A few weeks ago, I finsihed reading the book Grokking Simplicity. It is a very good read for anyone who wants to get a better grasp on functional programming, with out going too much in to low level details. Here are some notes I have from the book.
Chapter 4
- Functions can have implicit and explicit inputs and outputs. A function is an action if it has implicit input or output. Eliminating implicit i/o will turn the function into a calculation.
- implicit inputs can be turned in to function’s input arguments and implicit output can be replaced with return values.
- Extract subroutine is a refactoring technique that will help turn an action in to one or more calculations by eliminating implicit i/o.
- copy on write : Copy a mutable value before modifying it to keep the immutability.
- By turning code in to more functional, the ratio of code in calculations will increase and ratio of code in actions will decrease.
Chapter 5
- Functional design is about pulling things apart and organising the code in to small (single responsibility) functions that can be used to compose larger things.

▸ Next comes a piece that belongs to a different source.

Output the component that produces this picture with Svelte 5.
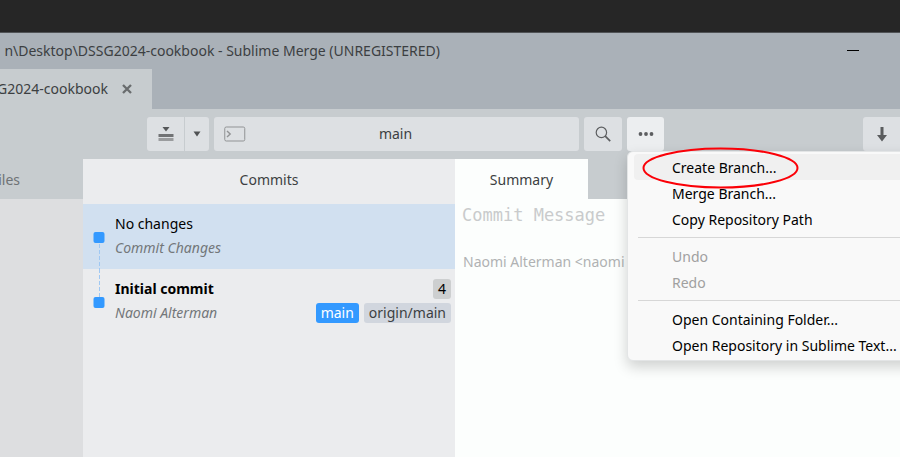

- There is mention about how functional design renders layering of the code in to things business rules, utility methods etc.
- Functional design also helps with re-usability.
- The chapter mostly has code examples and refactor walk through to help the reader understand the first point.
Chapter 6 (Immutability)
- It is difficult to do immutable operations when data is deeply nested, but it is possible.
- Operations can be categorised in to read, write or both.
- Out of this, write and read/write modify the data. Here we need to apply copy-on-write to keep immutability of the data.
- Three steps of copy on write:
- Make a copy.
- Modify the copy.
- return the copy.
- copy-on-wrote converts writes in to reads.
- When a function modifies an item and then returns a value, it is a read/write function. In order to make it immutable, we split it in two (read and write) and then apply copy on write to the write function.
- Other approach is to return an object with both values.
- Reads to mutable data structures are Actions, but reads to immutable DS is a calculation.
- structural sharing: Two nested data structures referencing the same inner data structure.
- shallow copy: Copying only the top level data structure in nested data.
- Javascript utilities for copy on write
- Object.assign
- .slice (in case of array, to create a copy)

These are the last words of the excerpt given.